**Exercise goal:**
Examine the material below and count the lines that hold the word "draws". Report only the number.
## BEGIN Records for the task
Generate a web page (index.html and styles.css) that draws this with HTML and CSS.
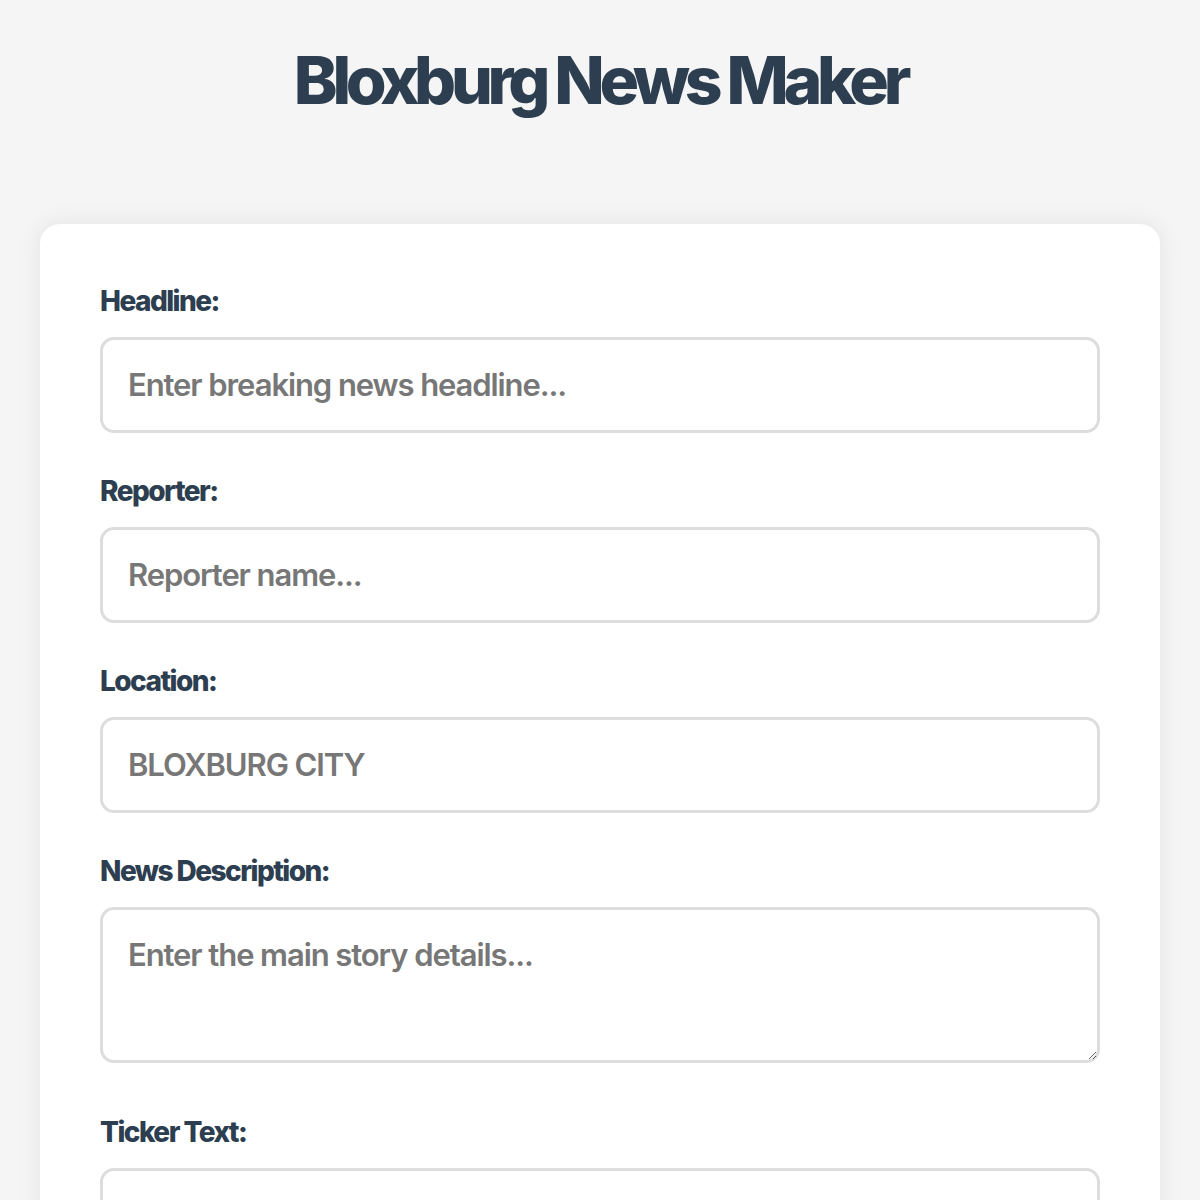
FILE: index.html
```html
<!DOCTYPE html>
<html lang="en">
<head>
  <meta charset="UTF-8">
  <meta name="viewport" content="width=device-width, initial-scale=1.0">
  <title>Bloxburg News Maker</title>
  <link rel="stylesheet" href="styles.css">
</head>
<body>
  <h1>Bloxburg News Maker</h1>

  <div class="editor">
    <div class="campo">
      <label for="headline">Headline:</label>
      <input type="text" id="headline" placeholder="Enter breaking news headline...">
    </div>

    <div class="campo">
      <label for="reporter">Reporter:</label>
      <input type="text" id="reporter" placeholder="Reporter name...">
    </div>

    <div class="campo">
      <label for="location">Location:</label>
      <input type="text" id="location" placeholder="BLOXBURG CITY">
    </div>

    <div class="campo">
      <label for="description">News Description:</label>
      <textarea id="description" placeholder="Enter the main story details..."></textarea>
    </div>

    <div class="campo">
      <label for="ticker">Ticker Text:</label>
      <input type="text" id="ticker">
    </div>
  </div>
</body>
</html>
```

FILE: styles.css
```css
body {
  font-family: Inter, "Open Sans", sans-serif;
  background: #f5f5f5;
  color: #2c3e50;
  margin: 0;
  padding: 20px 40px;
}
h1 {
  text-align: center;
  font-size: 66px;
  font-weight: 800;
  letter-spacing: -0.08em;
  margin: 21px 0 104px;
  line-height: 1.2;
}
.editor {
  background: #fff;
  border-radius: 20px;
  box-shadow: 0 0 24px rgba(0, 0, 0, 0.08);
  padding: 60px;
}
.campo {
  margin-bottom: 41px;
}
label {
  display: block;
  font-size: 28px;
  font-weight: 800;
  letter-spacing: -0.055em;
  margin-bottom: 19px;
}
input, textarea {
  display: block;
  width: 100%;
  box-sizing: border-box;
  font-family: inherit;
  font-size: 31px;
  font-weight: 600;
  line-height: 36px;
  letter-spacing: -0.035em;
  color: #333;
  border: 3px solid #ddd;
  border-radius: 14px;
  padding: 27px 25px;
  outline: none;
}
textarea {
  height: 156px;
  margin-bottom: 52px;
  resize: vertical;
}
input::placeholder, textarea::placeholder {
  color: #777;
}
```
## END Records for the task
## BEGIN Records for the task
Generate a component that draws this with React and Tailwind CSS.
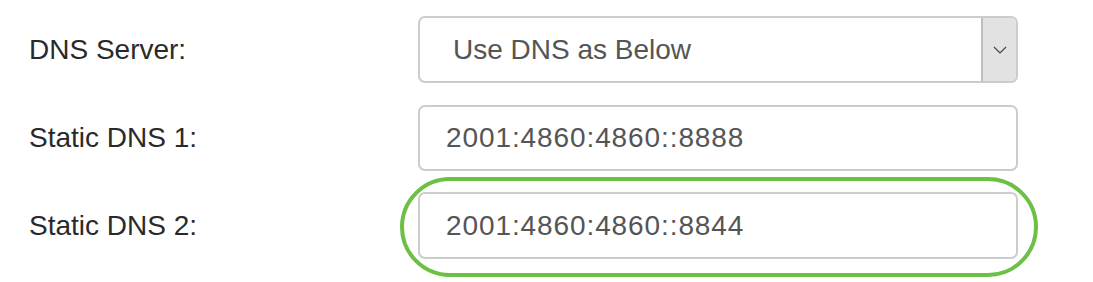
## END Records for the task
**Reply:**
2